In some aspects, in the performance drive mode where the performance shift strategy is utilized, the controller 23 prioritizes changing the gears 39 within the transmission 35 over charging the battery 29. When in the performance drive mode, the controller 23 may divert energy from the flywheel 33 first to the transmission 35 In doing so, the energy from the flywheel 33 may first be used by the clutches 38 to help fill a torque hole (i.e., power loss) created when shifting between gears 39. Any remaining energy not used by the clutches 38 may be diverted to the MGU 27 and used to charge the battery 29 when the state of charge of the battery is sufficiently low.

In some aspects, in the economy drive mode where the economy shift strategy is utilized, the controller 23 prioritizes charging the battery 29 over shifting the gears 39. When in economy mode, the controller 23 may divert a majority of the energy from the flywheel 33 to the MGU 27 to charge the battery 29 when the state of charge of the battery 29 is sufficiently low, and then a minimal amount of energy necessary to shift the gears will be diverted to the transmission 35. In doing so the energy from the flywheel 33 may be used to power or charge the battery 29 via the MGU 27. If the battery 29 reaches sufficient level of charge, at least a portion of any remaining energy from the flywheel 33 may be diverted to the transmission 35 to provide energy for shifting the gears 39. If the shift is completed, any remaining energy may be allowed to naturally decay as the flywheel 33 slows. The resulting gear shift may be less smooth than if the energy from the flywheel 33 had been diverted to the transmission 35, but this operating protocol or drive mode may allow for more energy to be conserved and stored in the battery 29.

Each drive mode may have its own shift schedule for deciding when to shift the gears 39 within the transmission 35. For example, the performance drive mode may have a first or performance drive mode shift schedule, and the economy drive mode may have a second or economy drive mode shift schedule different from the performance drive mode shift schedule.

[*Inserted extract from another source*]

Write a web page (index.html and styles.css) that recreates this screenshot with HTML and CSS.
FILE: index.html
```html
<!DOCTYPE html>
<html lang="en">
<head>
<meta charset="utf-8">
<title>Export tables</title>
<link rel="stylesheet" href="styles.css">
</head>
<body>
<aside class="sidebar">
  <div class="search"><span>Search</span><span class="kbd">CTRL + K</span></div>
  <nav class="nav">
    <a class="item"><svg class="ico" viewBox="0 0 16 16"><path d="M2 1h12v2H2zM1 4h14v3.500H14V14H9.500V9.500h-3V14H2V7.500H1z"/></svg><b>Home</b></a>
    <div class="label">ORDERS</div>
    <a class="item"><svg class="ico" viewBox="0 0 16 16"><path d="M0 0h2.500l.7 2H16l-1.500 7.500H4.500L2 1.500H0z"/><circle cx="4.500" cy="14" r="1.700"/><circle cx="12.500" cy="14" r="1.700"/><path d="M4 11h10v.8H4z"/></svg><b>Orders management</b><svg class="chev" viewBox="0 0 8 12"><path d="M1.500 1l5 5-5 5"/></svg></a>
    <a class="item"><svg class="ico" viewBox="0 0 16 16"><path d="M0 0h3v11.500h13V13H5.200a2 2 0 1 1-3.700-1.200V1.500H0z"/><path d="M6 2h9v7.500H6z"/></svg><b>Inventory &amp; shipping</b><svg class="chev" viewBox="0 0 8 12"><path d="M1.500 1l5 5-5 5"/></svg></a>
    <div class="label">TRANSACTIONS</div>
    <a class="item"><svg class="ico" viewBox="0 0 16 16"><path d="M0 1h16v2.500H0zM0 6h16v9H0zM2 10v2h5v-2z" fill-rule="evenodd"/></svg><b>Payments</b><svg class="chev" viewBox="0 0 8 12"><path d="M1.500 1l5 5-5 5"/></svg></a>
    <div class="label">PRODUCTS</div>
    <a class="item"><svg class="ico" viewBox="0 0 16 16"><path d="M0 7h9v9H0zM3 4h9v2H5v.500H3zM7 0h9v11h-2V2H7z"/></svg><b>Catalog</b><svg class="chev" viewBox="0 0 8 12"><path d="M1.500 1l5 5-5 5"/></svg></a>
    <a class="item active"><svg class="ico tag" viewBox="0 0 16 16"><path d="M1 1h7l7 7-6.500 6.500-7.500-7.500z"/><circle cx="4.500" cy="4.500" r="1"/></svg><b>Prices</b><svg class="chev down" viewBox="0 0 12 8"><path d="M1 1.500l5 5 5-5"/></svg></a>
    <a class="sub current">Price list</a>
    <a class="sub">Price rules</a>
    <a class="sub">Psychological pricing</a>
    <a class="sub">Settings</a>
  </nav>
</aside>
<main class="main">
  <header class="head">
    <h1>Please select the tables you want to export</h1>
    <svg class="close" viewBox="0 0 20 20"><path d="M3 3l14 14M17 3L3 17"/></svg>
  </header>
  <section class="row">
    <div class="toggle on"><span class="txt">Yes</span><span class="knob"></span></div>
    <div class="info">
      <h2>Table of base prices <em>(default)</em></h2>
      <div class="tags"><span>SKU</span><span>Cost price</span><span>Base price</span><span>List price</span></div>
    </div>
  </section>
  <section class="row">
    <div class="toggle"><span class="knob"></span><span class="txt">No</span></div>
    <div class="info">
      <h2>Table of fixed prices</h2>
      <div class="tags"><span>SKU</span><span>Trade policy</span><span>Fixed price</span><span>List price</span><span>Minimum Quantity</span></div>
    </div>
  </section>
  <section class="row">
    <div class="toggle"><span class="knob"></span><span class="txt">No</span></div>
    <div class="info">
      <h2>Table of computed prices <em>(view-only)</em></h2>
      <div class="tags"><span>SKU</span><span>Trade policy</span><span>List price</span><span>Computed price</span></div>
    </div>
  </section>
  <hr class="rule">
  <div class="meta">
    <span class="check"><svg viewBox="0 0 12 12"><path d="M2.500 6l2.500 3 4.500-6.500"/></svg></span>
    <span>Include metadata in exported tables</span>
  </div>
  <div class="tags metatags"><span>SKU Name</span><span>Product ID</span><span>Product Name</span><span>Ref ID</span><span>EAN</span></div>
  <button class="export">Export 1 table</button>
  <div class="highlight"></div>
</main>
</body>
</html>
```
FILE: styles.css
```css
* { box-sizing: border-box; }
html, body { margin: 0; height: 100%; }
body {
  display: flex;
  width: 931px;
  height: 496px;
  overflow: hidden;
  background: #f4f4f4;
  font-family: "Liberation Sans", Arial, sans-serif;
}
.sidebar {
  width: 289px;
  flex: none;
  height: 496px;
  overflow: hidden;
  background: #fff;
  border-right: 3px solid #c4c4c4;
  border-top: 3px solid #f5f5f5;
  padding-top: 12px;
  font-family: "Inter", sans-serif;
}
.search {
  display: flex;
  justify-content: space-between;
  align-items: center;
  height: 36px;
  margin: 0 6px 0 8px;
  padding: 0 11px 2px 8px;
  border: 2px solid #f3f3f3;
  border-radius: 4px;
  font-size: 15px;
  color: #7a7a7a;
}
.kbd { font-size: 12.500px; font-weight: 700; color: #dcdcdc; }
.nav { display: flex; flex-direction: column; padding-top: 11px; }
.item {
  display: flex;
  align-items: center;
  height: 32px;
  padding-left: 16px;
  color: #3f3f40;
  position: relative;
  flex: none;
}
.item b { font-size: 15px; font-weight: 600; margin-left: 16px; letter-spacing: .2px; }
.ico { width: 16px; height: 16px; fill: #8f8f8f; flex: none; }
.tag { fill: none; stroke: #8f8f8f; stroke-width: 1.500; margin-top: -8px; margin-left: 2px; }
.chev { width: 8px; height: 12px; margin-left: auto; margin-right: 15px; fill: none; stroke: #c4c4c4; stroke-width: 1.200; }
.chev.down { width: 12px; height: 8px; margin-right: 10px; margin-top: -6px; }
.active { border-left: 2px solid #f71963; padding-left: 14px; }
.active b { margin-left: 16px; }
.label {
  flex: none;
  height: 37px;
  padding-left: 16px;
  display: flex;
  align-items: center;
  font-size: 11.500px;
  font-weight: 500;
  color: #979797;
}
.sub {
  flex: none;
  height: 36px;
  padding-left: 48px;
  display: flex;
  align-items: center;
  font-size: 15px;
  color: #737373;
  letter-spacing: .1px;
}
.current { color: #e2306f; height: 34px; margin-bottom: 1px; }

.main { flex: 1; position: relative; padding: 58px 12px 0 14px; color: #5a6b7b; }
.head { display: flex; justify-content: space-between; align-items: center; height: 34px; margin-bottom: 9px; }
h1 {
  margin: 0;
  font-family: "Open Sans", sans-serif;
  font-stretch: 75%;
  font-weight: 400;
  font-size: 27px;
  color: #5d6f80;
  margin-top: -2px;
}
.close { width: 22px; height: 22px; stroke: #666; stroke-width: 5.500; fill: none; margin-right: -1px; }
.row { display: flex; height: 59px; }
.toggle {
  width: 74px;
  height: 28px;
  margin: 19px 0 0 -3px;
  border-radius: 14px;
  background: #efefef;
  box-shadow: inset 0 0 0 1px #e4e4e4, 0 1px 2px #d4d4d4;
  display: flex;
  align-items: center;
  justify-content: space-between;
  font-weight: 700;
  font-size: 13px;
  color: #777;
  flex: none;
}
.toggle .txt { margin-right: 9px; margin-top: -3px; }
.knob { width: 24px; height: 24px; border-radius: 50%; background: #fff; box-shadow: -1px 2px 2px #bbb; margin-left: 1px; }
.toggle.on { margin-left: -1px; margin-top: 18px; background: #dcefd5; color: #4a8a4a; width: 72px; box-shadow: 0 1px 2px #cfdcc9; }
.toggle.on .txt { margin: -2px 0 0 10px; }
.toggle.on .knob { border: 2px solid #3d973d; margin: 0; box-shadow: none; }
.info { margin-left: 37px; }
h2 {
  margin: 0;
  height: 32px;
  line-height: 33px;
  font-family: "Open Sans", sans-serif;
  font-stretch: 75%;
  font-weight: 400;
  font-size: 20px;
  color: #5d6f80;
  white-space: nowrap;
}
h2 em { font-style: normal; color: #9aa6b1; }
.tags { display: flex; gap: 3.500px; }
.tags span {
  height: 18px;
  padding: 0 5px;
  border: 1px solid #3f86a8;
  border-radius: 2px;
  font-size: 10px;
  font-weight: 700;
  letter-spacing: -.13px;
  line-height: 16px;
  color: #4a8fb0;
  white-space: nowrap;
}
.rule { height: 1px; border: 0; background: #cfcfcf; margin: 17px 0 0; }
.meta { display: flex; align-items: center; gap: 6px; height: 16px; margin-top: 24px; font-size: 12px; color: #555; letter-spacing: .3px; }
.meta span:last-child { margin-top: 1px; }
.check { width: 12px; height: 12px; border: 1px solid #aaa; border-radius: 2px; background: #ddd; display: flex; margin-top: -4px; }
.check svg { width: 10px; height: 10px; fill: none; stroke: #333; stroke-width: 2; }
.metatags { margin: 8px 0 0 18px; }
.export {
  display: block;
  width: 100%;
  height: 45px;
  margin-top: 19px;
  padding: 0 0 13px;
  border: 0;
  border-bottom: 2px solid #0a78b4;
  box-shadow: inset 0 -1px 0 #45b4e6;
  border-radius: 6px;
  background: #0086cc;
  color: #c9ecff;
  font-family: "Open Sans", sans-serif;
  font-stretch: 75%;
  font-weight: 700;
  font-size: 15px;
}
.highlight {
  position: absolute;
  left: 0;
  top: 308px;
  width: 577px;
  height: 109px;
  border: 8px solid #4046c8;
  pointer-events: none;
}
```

In the economy drive mode, the shift schedule may allow the engine 31 to reach a higher engine speed for a given gear 39 of the hybrid vehicle 11 to increase the amount of electrical energy generated by the MGU 27 to charge the battery 29.

In either drive mode, and particularly in the economy drive mode, the controller 23 may evaluate the state of charge of the battery and the amount of charge to be gained during a potential gear shift to determine whether flywheel 33 energy should be diverted to the MGU 27 to charge the battery 29. For example, that controller 23 may divert energy to the battery 29 when the state of charge of the battery 29 is sufficiently low, for example, when the state of charge of the battery 29 less than or equal to about 80%. In other examples, the controller may divert energy to the battery 29 when the state of charge of the battery 29 is less than or equal about 20%. In further examples, the controller may diver energy is less than or equal to a different value.

INDUSTRIAL APPLICABILITY

The disclosed aspects of the drive mode selection for a hybrid vehicle 11 of the present disclosure may be used to dynamically switch between using excess energy stored in the flywheel 33 to charge the battery or to change gears.

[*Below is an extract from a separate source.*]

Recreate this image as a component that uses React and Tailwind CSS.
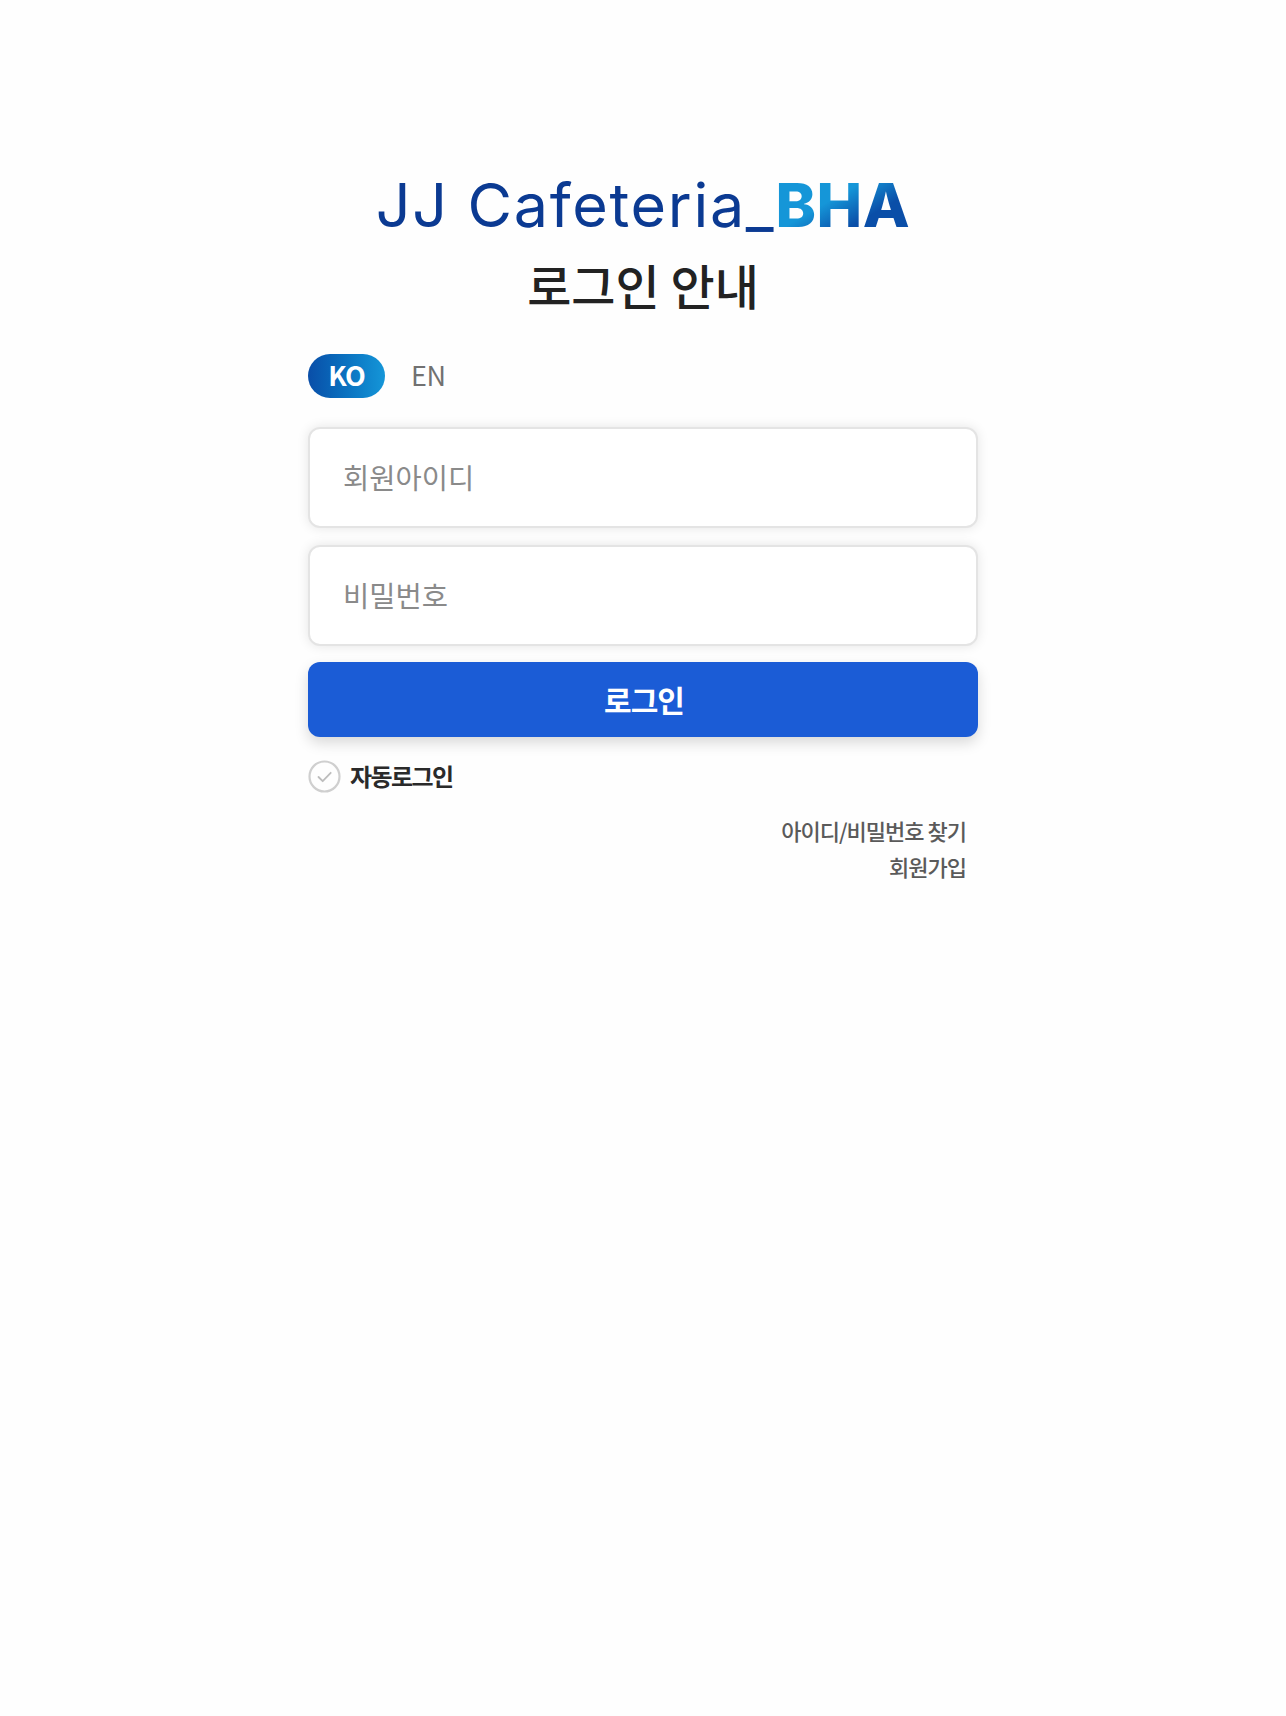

The drive mode selection allows a user to select (e.g., from the user interface 19) whether energy is diverted to the MGU 27 for charging the battery 29, or diverted to the transmission 35 for changing gears from a user input. Diverting energy from the flywheel 33 to the MGU 27 to charge the battery 29 may help to ensure that stored energy is not wasted, which may increase efficiency. Diverting energy from the flywheel 33 first to the transmission 35 may allow for smoother, faster gear shifts with smaller differences in torque between gears.

FIG. 4 provides a flowchart depicting an exemplary method for operating a vehicle having a hybrid powertrain. At a step 110, a drive mode for the hybrid vehicle 11 is selected. In one example, the user may select a drive mode for the hybrid vehicle 11 using the user interface 19. For example, the user may select either the performance drive mode or the economy drive mode from the user interface 19. In another example, the controller 23 may automatically select the drive mode for the hybrid vehicle using logic programmed into the memory of the controller. In a further example, the controller may select the drive mode for the hybrid vehicle 11 using inputs from a user and logic programed into the memory of the controller 23. The selected drive mode may be sent to the controller 23. At a step 115, the controller 23 determines whether the performance drive mode has been selected. If the performance drive mode has been selected, then at a step 120, when a shift point is reached according to the performance drive mode shift schedule, the controller 23 diverts energy from the flywheel 33 to the transmission 113 to shift the gears 39. Once the shift has been accomplished, any remaining flywheel energy may be diverted to the MGU 27 to charge the battery. If the performance drive mode were not selected, then at a step 125 the control system determines if the state of charge of the battery 29 is sufficiently low. If the state of charge of the battery 29 is sufficiently low, then at step 130 the excess energy from the flywheel 33 is diverted to the MGU 27 to charge the battery 29. Once the engine 31 has reached a minimum engine speed according to applicable shift strategy or shift schedule, or the battery 29 has reached a sufficient state of charge, then at step 135 the energy from flywheel 33 is directed to the transmission 35 fill the torque hole when changing gears 39.

It will be apparent to those skilled in the art that various modifications and variations can be made to the disclosed system, vehicle, and method of operation without departing from the scope of the disclosure. Other embodiments of the system, vehicle, and method of operation will be apparent to those skilled in the art from consideration of the specification and practice of the system, vehicle, and method of operation disclosed herein. It is intended that the specification and examples be considered as exemplary only, with a true scope of the disclosure being indicated by the following claims and their equivalents.